**PROBLEM TO SOLVE**
Every line below must be reproduced exactly. Copy them all.

**COLLECTED MATERIAL**
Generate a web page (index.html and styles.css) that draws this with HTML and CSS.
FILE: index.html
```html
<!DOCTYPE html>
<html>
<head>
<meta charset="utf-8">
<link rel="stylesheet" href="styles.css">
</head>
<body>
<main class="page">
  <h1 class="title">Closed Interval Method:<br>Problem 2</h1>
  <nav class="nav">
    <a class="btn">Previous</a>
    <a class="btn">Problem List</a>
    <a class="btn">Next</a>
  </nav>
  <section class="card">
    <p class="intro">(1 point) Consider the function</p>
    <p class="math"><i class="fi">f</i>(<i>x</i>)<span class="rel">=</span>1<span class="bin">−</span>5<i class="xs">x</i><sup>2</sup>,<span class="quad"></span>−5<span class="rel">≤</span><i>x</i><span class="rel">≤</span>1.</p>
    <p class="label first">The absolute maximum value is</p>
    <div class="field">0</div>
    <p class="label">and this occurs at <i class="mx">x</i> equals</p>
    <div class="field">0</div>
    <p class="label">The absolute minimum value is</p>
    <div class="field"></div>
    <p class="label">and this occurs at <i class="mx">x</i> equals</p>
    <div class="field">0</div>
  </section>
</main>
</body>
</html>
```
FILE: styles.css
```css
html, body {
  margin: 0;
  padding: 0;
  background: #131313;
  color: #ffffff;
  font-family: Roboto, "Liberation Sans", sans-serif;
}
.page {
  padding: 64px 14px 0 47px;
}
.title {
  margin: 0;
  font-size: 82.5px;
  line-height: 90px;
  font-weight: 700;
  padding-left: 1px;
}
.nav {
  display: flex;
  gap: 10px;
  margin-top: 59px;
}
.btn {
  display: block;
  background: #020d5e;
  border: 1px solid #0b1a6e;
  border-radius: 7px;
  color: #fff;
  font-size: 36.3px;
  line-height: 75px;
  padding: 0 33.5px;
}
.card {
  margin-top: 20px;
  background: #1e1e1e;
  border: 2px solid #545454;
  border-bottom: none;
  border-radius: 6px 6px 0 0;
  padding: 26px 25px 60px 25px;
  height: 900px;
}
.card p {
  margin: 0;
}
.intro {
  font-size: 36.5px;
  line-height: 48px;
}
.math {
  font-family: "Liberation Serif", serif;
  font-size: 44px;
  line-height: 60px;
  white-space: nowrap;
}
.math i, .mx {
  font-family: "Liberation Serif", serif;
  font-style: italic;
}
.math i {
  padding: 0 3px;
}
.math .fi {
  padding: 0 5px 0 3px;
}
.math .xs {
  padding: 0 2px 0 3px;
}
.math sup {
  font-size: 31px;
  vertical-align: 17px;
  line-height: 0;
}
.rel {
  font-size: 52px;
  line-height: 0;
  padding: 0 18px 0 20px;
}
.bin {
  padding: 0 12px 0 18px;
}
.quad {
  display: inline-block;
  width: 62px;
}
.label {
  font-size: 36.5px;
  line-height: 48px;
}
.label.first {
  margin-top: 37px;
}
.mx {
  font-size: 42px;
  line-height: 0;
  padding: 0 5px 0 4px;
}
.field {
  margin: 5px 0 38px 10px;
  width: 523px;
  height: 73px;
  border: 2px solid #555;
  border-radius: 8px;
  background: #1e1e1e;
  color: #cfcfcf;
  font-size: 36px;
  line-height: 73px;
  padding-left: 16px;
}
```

**RESULT**
Generate a web page (index.html and styles.css) that draws this with HTML and CSS.
FILE: index.html
```html
<!DOCTYPE html>
<html>
<head>
<meta charset="utf-8">
<link rel="stylesheet" href="styles.css">
</head>
<body>
<main class="page">
  <h1 class="title">Closed Interval Method:<br>Problem 2</h1>
  <nav class="nav">
    <a class="btn">Previous</a>
    <a class="btn">Problem List</a>
    <a class="btn">Next</a>
  </nav>
  <section class="card">
    <p class="intro">(1 point) Consider the function</p>
    <p class="math"><i class="fi">f</i>(<i>x</i>)<span class="rel">=</span>1<span class="bin">−</span>5<i class="xs">x</i><sup>2</sup>,<span class="quad"></span>−5<span class="rel">≤</span><i>x</i><span class="rel">≤</span>1.</p>
    <p class="label first">The absolute maximum value is</p>
    <div class="field">0</div>
    <p class="label">and this occurs at <i class="mx">x</i> equals</p>
    <div class="field">0</div>
    <p class="label">The absolute minimum value is</p>
    <div class="field"></div>
    <p class="label">and this occurs at <i class="mx">x</i> equals</p>
    <div class="field">0</div>
  </section>
</main>
</body>
</html>
```
FILE: styles.css
```css
html, body {
  margin: 0;
  padding: 0;
  background: #131313;
  color: #ffffff;
  font-family: Roboto, "Liberation Sans", sans-serif;
}
.page {
  padding: 64px 14px 0 47px;
}
.title {
  margin: 0;
  font-size: 82.5px;
  line-height: 90px;
  font-weight: 700;
  padding-left: 1px;
}
.nav {
  display: flex;
  gap: 10px;
  margin-top: 59px;
}
.btn {
  display: block;
  background: #020d5e;
  border: 1px solid #0b1a6e;
  border-radius: 7px;
  color: #fff;
  font-size: 36.3px;
  line-height: 75px;
  padding: 0 33.5px;
}
.card {
  margin-top: 20px;
  background: #1e1e1e;
  border: 2px solid #545454;
  border-bottom: none;
  border-radius: 6px 6px 0 0;
  padding: 26px 25px 60px 25px;
  height: 900px;
}
.card p {
  margin: 0;
}
.intro {
  font-size: 36.5px;
  line-height: 48px;
}
.math {
  font-family: "Liberation Serif", serif;
  font-size: 44px;
  line-height: 60px;
  white-space: nowrap;
}
.math i, .mx {
  font-family: "Liberation Serif", serif;
  font-style: italic;
}
.math i {
  padding: 0 3px;
}
.math .fi {
  padding: 0 5px 0 3px;
}
.math .xs {
  padding: 0 2px 0 3px;
}
.math sup {
  font-size: 31px;
  vertical-align: 17px;
  line-height: 0;
}
.rel {
  font-size: 52px;
  line-height: 0;
  padding: 0 18px 0 20px;
}
.bin {
  padding: 0 12px 0 18px;
}
.quad {
  display: inline-block;
  width: 62px;
}
.label {
  font-size: 36.5px;
  line-height: 48px;
}
.label.first {
  margin-top: 37px;
}
.mx {
  font-size: 42px;
  line-height: 0;
  padding: 0 5px 0 4px;
}
.field {
  margin: 5px 0 38px 10px;
  width: 523px;
  height: 73px;
  border: 2px solid #555;
  border-radius: 8px;
  background: #1e1e1e;
  color: #cfcfcf;
  font-size: 36px;
  line-height: 73px;
  padding-left: 16px;
}
```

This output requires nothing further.